The 70-year-old former California governor had a scheduled procedure to replace a pulmonic valve on Thursday, according to Schwarzene­gger’s spokesman, Daniel Ketchell. He was in stable condition on Friday.

“His first words were actually ‘I’m back,” so he is in good spirits,” Ketchell tweeted.

The operation was necessary to replace a valve that had originally been installed in 1997 for a congenital heart defect. “That 1997 replacemen­t valve was never meant to be permanent, and has outlived its life expectancy,” Ketchell said. Schwarzene­gger opted for a less-invasive catheter valve replacemen­t procedure.

An open-heart surgery team was ready during the procedure, but Ketchell said their presence wasn’t unusual in such circumstan­ces.

“It wasn’t an emergency. It was a planned surgery,” he told The Associated Press. “The open heart was the backup option.”

Schwarzene­gger was a bodybuildi­ng star before turning to movies. His career as an action hero took off with the box-office hit “Conan the Barbarian” in 1982. His role in the “Terminator” in 1984 propelled him into box-office superstard­om. He served as governor of California from 2003 to 2011.

In addition to his heart ailments, Schwarzene­gger had a motorcycle crash in 2001 that left him with several broken ribs. He’s had a hip replaced and had rotator cuff surgery in 2003. A 2006 skiing accident broke his right femur, an injury that required a complicate­d surgery to repair. It also forced Schwarzene­gger to hobble on crutches during his second gubernator­ial inaugurati­on and several major events.

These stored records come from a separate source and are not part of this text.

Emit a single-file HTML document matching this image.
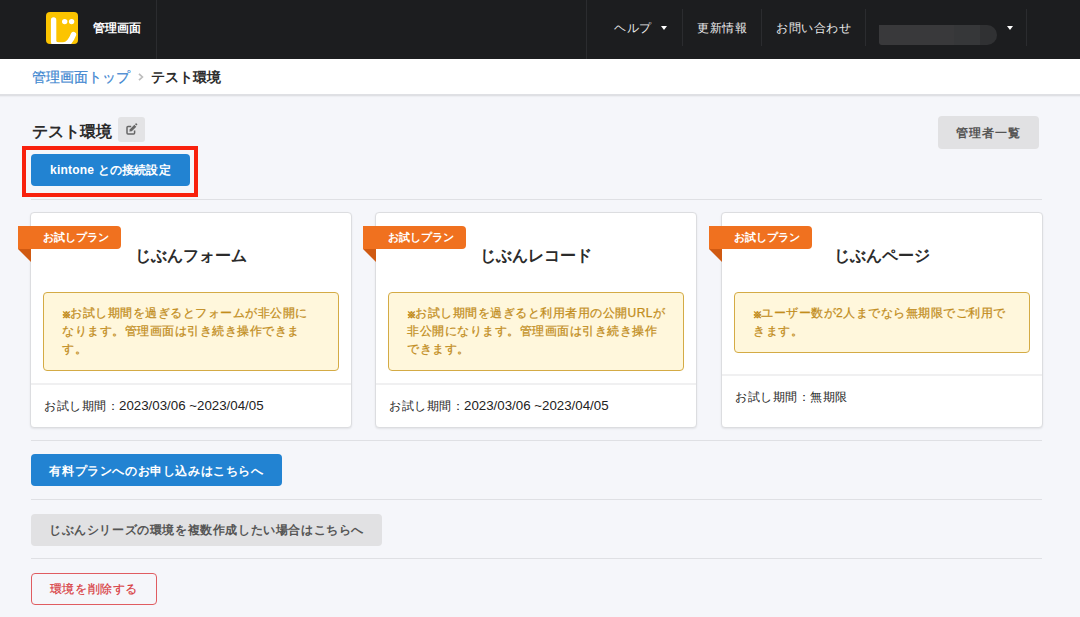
<!DOCTYPE html>
<html lang="ja"><head><meta charset="utf-8">
<style>
*{box-sizing:border-box;margin:0;padding:0}
html,body{width:1080px;height:617px;overflow:hidden}
body{font-family:"Liberation Sans",sans-serif;background:#f5f6fa;color:#222;position:relative}
.abs{position:absolute}
#hdr{left:0;top:0;width:1080px;height:59px;background:#1c1d1f}
.vline{position:absolute;top:0;width:1px;height:59px;background:#2b2c2f}
.logo{left:46px;top:12px;width:32px;height:32px;background:#fcc400;border-radius:4px;overflow:hidden}
.caret{width:0;height:0;border-left:3.5px solid transparent;border-right:3.5px solid transparent;border-top:4px solid #fff}
.htxt{color:#ececec;font-size:12px;letter-spacing:0.6px;white-space:nowrap;line-height:16px}
#bc{left:0;top:59px;width:1080px;height:37px;background:#fff;border-bottom:2px solid #dfe0e4;box-shadow:0 1px 1px rgba(0,0,0,0.03)}
.btn{position:absolute;border-radius:4px;font-size:12px;letter-spacing:0.6px;font-weight:bold;text-align:center;white-space:nowrap}
.hr{position:absolute;left:31px;width:1011px;height:1px;background:#dfe0e4}
.card{position:absolute;top:212px;width:322px;height:216px;background:#fff;border:1px solid #dcdde0;border-radius:4px;box-shadow:0 1px 2px rgba(0,0,0,.08)}
.rib{position:absolute;left:-13px;top:13px;width:103px;height:23px;background:#f0711f;border-radius:0 4px 4px 0;color:#fff;font-size:11px;font-weight:bold;line-height:23px;padding-left:25px;white-space:nowrap}
.fold{position:absolute;left:-13px;top:36px;width:0;height:0;border-top:13px solid #d05a12;border-left:13px solid transparent}
.ctitle{position:absolute;left:0;top:33px;width:100%;text-align:center;font-size:16px;font-weight:bold;color:#2b2b2b;line-height:20px}
.note{position:absolute;left:12px;top:78.5px;width:296px;background:#fff7dc;border:1.5px solid #d4ab45;border-radius:4px;color:#c28d1c;-webkit-text-stroke:0.25px #c28d1c;font-size:12px;letter-spacing:0.5px;line-height:18px;padding:11px 0 12px 18px;white-space:nowrap}
.kome{font-size:9px;line-height:0;font-weight:bold;letter-spacing:0;margin-right:-1px;vertical-align:-1px}
.csep{position:absolute;left:0;width:100%;height:2px;background:#f0f0f1}
.dg{font-size:13.3px;letter-spacing:0}
.foot{position:absolute;left:13px;font-size:12px;letter-spacing:0.5px;color:#222;line-height:16px;white-space:nowrap}
</style></head><body>
<div id="hdr" class="abs">
  <div class="vline" style="left:156px"></div>
  <div class="abs logo"><svg width="32" height="32" viewBox="0 0 32 32"><path d="M7.6 8 V29 Q7.6 33 13 33 H17 Q23.5 33 27.5 22.5" stroke="#fff" stroke-width="5.4" stroke-linecap="round" fill="none"/><circle cx="18.7" cy="9.6" r="2.7" fill="#fff"/><circle cx="25.6" cy="9.6" r="2.7" fill="#fff"/></svg></div>
  <div class="abs htxt" style="left:93px;top:20px;font-weight:bold;font-size:12px;letter-spacing:0;color:#fff">管理画面</div>
  <div class="vline" style="left:586px"></div>
  <div class="abs htxt" style="left:614px;top:20px">ヘルプ</div>
  <div class="vline" style="left:682px;top:9px;height:37px"></div>
  <div class="abs htxt" style="left:697px;top:20px">更新情報</div>
  <div class="vline" style="left:761px;top:9px;height:37px"></div>
  <div class="abs htxt" style="left:776px;top:20px">お問い合わせ</div>
  <div class="vline" style="left:865px;top:9px;height:37px"></div>
  <div class="abs" style="left:879px;top:25px;width:118px;height:20px;background:linear-gradient(to right,#39393b 0,#39393b 75px,#363739 75px,#363739 101px,#303133 101px);border-radius:0 10px 10px 3px"></div>
  <div class="abs caret" style="left:661px;top:26px"></div>
  <div class="abs caret" style="left:1007px;top:26px"></div>
  <div class="vline" style="left:1026px;top:9px;height:37px"></div>
</div>
<div id="bc" class="abs">
  <div class="abs" style="left:32px;top:10px;font-size:14px;color:#3d86d0;-webkit-text-stroke:0.2px #3d86d0;line-height:16px">管理画面トップ</div>
  <svg class="abs" style="left:136px;top:12px" width="10" height="12" viewBox="0 0 10 12"><path d="M3 2.8 L6.4 6 L3 9.2" stroke="#bdbdbd" stroke-width="1.7" fill="none"/></svg>
  <div class="abs" style="left:151px;top:10px;font-size:14px;font-weight:bold;color:#2b2b2b;line-height:16px">テスト環境</div>
</div>

<div class="abs" style="left:32px;top:122px;font-size:16px;font-weight:bold;line-height:20px;color:#2b2b2b">テスト環境</div>
<div class="abs" style="left:118px;top:117px;width:27px;height:25px;background:#e3e3e5;border-radius:3px"><svg width="27" height="25" viewBox="0 0 27 25" style="position:absolute;left:0;top:0"><path d="M13.2 9.4 H10 Q9 9.4 9 10.4 V16 Q9 17 10 17 H15.6 Q16.6 17 16.6 16 V13.6" stroke="#666" stroke-width="1.5" fill="none"/><path d="M11.3 14.6 L11.9 12.3 L16.4 7.8 L18.3 9.7 L13.8 14.2 Z" fill="#666"/><path d="M16.9 7.3 L17.6 6.6 Q18.1 6.1 18.6 6.6 L19.1 7.1 Q19.6 7.6 19.1 8.1 L18.8 8.4 Z" fill="#666"/></svg></div>

<div class="abs" style="left:22px;top:146px;width:176px;height:51px;border:4px solid #f8210d"></div>
<div class="btn" style="left:31px;top:154px;width:159px;height:32px;background:#2283d2;color:#fff;line-height:32px;border-radius:4px;letter-spacing:0.2px">kintone との接続設定</div>

<div class="btn" style="left:938px;top:116px;width:101px;height:33px;background:#e1e1e3;color:#555;line-height:34px;letter-spacing:0.85px">管理者一覧</div>

<div class="hr" style="top:199px"></div>

<div class="card" style="left:30px">
  <div class="rib">お試しプラン</div><div class="fold"></div>
  <div class="ctitle">じぶんフォーム</div>
  <div class="note"><span class="kome">※</span>お試し期間を過ぎるとフォームが非公開に<br>なります。管理画面は引き続き操作できま<br>す。</div>
  <div class="csep" style="top:170px"></div>
  <div class="foot" style="top:185px">お試し期間：<span class="dg">2023/03/06 ~2023/04/05</span></div>
</div>
<div class="card" style="left:375px">
  <div class="rib">お試しプラン</div><div class="fold"></div>
  <div class="ctitle">じぶんレコード</div>
  <div class="note"><span class="kome">※</span>お試し期間を過ぎると利用者用の公開URLが<br>非公開になります。管理画面は引き続き操作<br>できます。</div>
  <div class="csep" style="top:170px"></div>
  <div class="foot" style="top:185px">お試し期間：<span class="dg">2023/03/06 ~2023/04/05</span></div>
</div>
<div class="card" style="left:721px">
  <div class="rib">お試しプラン</div><div class="fold"></div>
  <div class="ctitle">じぶんページ</div>
  <div class="note"><span class="kome">※</span>ユーザー数が2人までなら無期限でご利用で<br>きます。</div>
  <div class="csep" style="top:161px"></div>
  <div class="foot" style="top:176px">お試し期間：無期限</div>
</div>

<div class="hr" style="top:440px"></div>
<div class="btn" style="left:31px;top:454px;width:251px;height:32px;background:#2283d2;color:#fff;line-height:34px;">有料プランへのお申し込みはこちらへ</div>
<div class="hr" style="top:499px"></div>
<div class="btn" style="left:31px;top:514px;width:351px;height:32px;background:#e1e1e3;color:#555;line-height:32px;">じぶんシリーズの環境を複数作成したい場合はこちらへ</div>
<div class="hr" style="top:558px"></div>
<div class="btn" style="left:31px;top:572.5px;width:126px;height:32px;background:transparent;border:1px solid #e05c60;color:#d83a3e;-webkit-text-stroke:0.2px #d83a3e;line-height:30px;font-weight:normal;">環境を削除する</div>
</body></html>
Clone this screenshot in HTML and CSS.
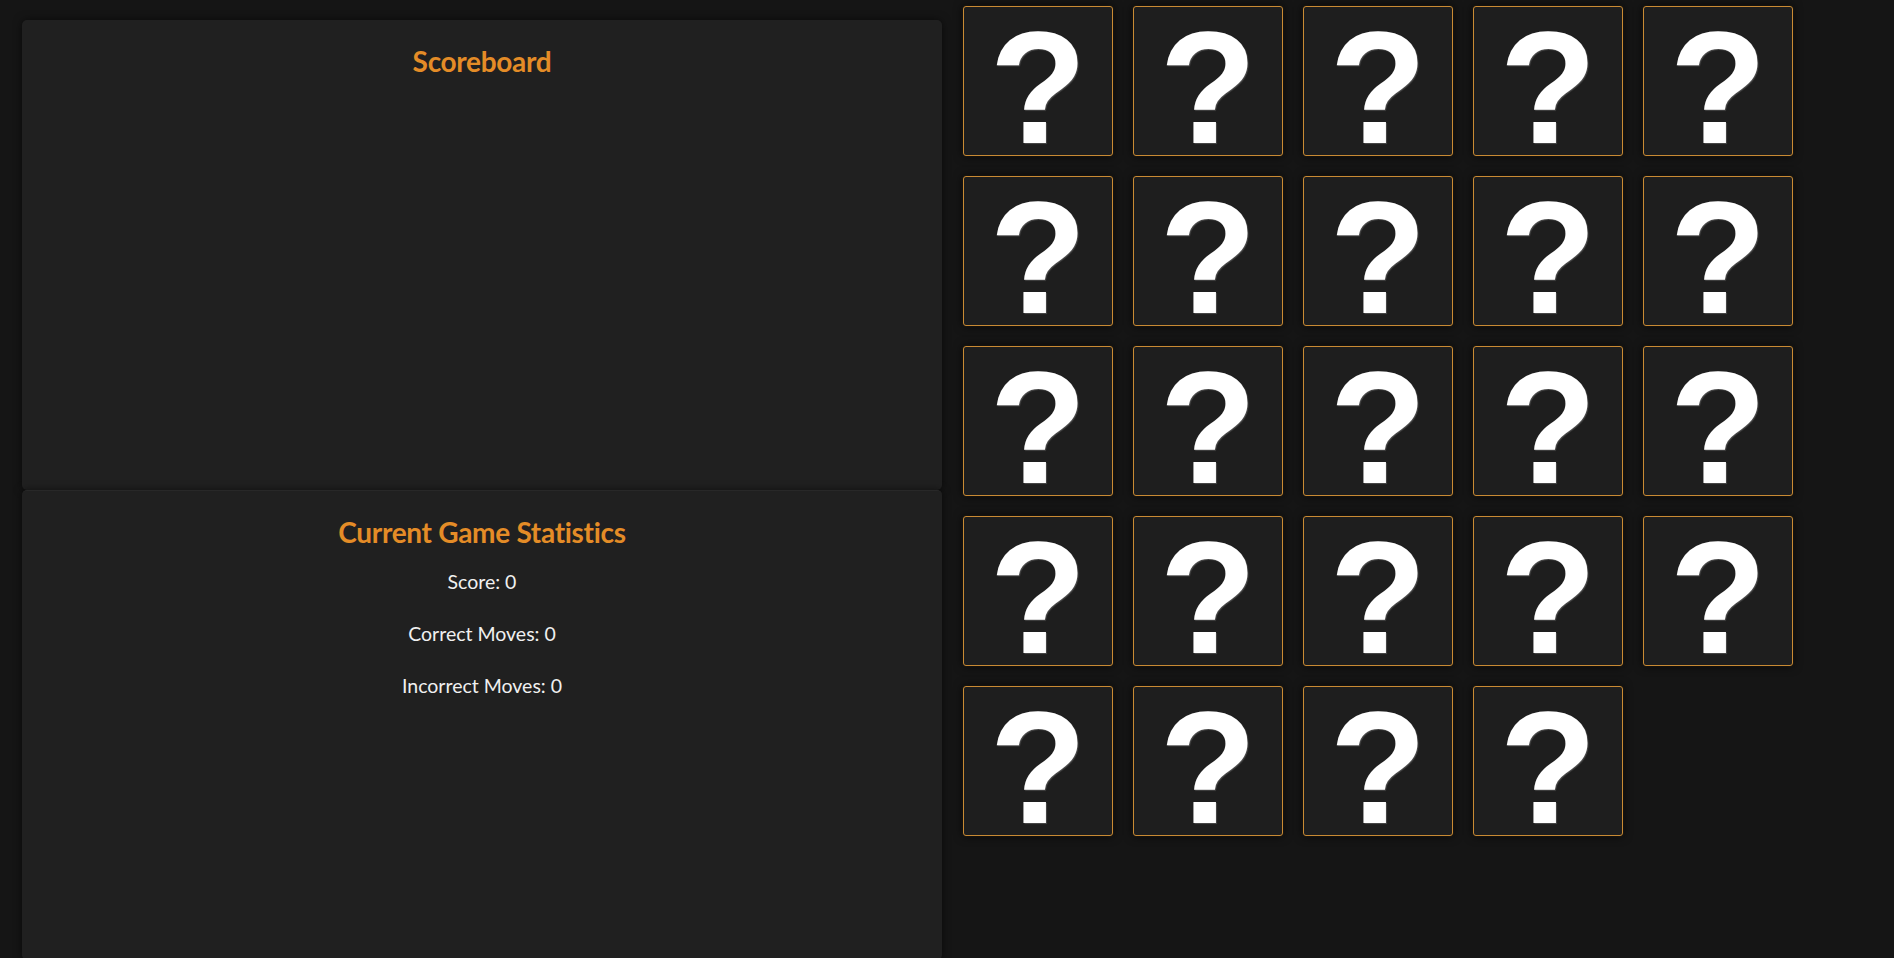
FILE: index.html
```html
<!DOCTYPE html>
<html lang="en">
<head>
<meta charset="utf-8">
<title>Memory Game</title>
<link rel="stylesheet" href="styles.css">
</head>
<body>
<div class="layout">
  <aside class="sidebar">
    <section class="panel scoreboard">
      <h2 class="panel-title">Scoreboard</h2>
    </section>
    <section class="panel stats">
      <h2 class="panel-title">Current Game Statistics</h2>
      <p class="stat">Score: 0</p>
      <p class="stat">Correct Moves: 0</p>
      <p class="stat">Incorrect Moves: 0</p>
    </section>
  </aside>
  <main class="board">
    <div class="card"><span class="mark">?</span></div>
    <div class="card"><span class="mark">?</span></div>
    <div class="card"><span class="mark">?</span></div>
    <div class="card"><span class="mark">?</span></div>
    <div class="card"><span class="mark">?</span></div>
    <div class="card"><span class="mark">?</span></div>
    <div class="card"><span class="mark">?</span></div>
    <div class="card"><span class="mark">?</span></div>
    <div class="card"><span class="mark">?</span></div>
    <div class="card"><span class="mark">?</span></div>
    <div class="card"><span class="mark">?</span></div>
    <div class="card"><span class="mark">?</span></div>
    <div class="card"><span class="mark">?</span></div>
    <div class="card"><span class="mark">?</span></div>
    <div class="card"><span class="mark">?</span></div>
    <div class="card"><span class="mark">?</span></div>
    <div class="card"><span class="mark">?</span></div>
    <div class="card"><span class="mark">?</span></div>
    <div class="card"><span class="mark">?</span></div>
    <div class="card"><span class="mark">?</span></div>
    <div class="card"><span class="mark">?</span></div>
    <div class="card"><span class="mark">?</span></div>
    <div class="card"><span class="mark">?</span></div>
    <div class="card"><span class="mark">?</span></div>
  </main>
</div>
</body>
</html>
```

FILE: styles.css
```css
* { box-sizing: border-box; }

html, body {
  margin: 0;
  padding: 0;
  background: #151515;
  height: 100%;
  overflow: hidden;
}

body {
  font-family: Lato, "Open Sans", "Liberation Sans", sans-serif;
  color: #ececec;
}

.layout {
  display: flex;
  align-items: flex-start;
  gap: 21px;
  padding-left: 22px;
}

.sidebar {
  width: 920px;
  margin-top: 20px;
  display: flex;
  flex-direction: column;
}

.panel {
  height: 470px;
  background: #202020;
  border-radius: 5px;
  box-shadow: 0 0 8px rgba(0, 0, 0, 0.55);
  padding-top: 25px;
  text-align: center;
}

.stats {
  border-top: 1px solid #282828;
}

.panel-title {
  margin: 0 0 20.5px;
  font-size: 28px;
  font-weight: 700;
  letter-spacing: -0.3px;
  color: #e48c27;
  line-height: 1.2;
}

.stat {
  margin: 0 0 28.6px;
  font-size: 19.5px;
  line-height: 1.2;
  color: #f0f0f0;
}

.board {
  margin-top: 6px;
  display: grid;
  grid-template-columns: repeat(5, 150px);
  grid-auto-rows: 150px;
  gap: 20px;
}

.card {
  background: #1e1e1e;
  border: 1px solid #c98a34;
  border-radius: 3px;
  box-shadow: 0 0 10px rgba(0, 0, 0, 0.75), 0 0 3px rgba(201, 138, 52, 0.15);
  display: flex;
  align-items: flex-start;
  justify-content: center;
}

.mark {
  font-family: "Liberation Sans", Arial, sans-serif;
  font-weight: 700;
  font-size: 159px;
  line-height: 176px;
  margin-top: -7px;
  color: #ffffff;
  text-shadow: 1px 1px 1px rgba(120, 120, 120, 0.5);
}
```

Schwarzene­gger appeared in Los Angeles last week with Ohio Gov. John Kasich to promote a new version of the California GOP that would be more inclusive and would have a willingnes­s to work with Democrats on immigratio­n and climate change.

Schwarzene­gger, a registered Republican, is known for his varied political stripes. In 2007 he warned that the GOP was “dying at the box office” and needed to claim issues usually associated with the Democratic agenda, such as climate change and health care reform.